GOAL: Print the material below exactly as it stands, please, from its first line to the line holding "import React from", with no pictures.

PROVIDED DATA:
## BEGIN
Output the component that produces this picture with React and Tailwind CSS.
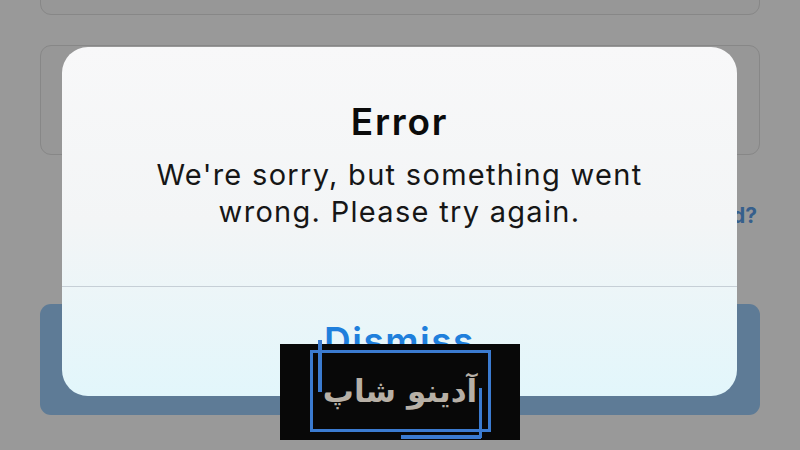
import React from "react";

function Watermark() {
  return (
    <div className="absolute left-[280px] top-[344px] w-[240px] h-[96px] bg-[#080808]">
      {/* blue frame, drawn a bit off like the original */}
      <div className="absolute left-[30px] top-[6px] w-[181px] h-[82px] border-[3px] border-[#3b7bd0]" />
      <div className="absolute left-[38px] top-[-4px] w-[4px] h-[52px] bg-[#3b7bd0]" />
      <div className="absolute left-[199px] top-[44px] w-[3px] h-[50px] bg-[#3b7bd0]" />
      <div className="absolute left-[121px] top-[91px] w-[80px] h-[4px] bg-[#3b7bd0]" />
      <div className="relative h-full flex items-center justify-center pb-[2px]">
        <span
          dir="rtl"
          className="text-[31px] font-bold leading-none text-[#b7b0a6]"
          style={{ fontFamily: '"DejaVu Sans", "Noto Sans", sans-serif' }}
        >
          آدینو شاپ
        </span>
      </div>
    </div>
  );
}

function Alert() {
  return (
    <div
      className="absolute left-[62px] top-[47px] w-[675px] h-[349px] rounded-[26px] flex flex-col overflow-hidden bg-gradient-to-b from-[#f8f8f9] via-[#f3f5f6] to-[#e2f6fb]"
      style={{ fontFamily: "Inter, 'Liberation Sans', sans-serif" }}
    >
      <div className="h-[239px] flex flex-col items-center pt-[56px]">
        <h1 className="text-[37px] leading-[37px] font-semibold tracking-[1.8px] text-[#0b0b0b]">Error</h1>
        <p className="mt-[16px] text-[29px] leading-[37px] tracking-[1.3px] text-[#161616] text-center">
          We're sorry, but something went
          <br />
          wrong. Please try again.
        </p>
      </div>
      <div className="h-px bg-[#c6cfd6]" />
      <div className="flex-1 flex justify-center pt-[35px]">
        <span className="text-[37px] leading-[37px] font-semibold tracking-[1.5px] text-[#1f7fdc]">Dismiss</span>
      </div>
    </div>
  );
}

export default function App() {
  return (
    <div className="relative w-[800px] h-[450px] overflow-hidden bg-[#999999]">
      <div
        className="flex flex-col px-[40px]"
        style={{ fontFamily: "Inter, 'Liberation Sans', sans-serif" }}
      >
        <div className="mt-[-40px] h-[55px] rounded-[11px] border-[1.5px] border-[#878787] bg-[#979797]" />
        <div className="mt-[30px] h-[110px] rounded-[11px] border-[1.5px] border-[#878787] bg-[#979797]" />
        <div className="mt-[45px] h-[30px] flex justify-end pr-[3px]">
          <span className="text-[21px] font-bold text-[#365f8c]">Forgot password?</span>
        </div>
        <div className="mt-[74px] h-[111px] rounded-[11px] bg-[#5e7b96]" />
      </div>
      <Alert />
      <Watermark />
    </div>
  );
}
## END
CORRECT RESULT:
Output the component that produces this picture with React and Tailwind CSS.
import React from "react";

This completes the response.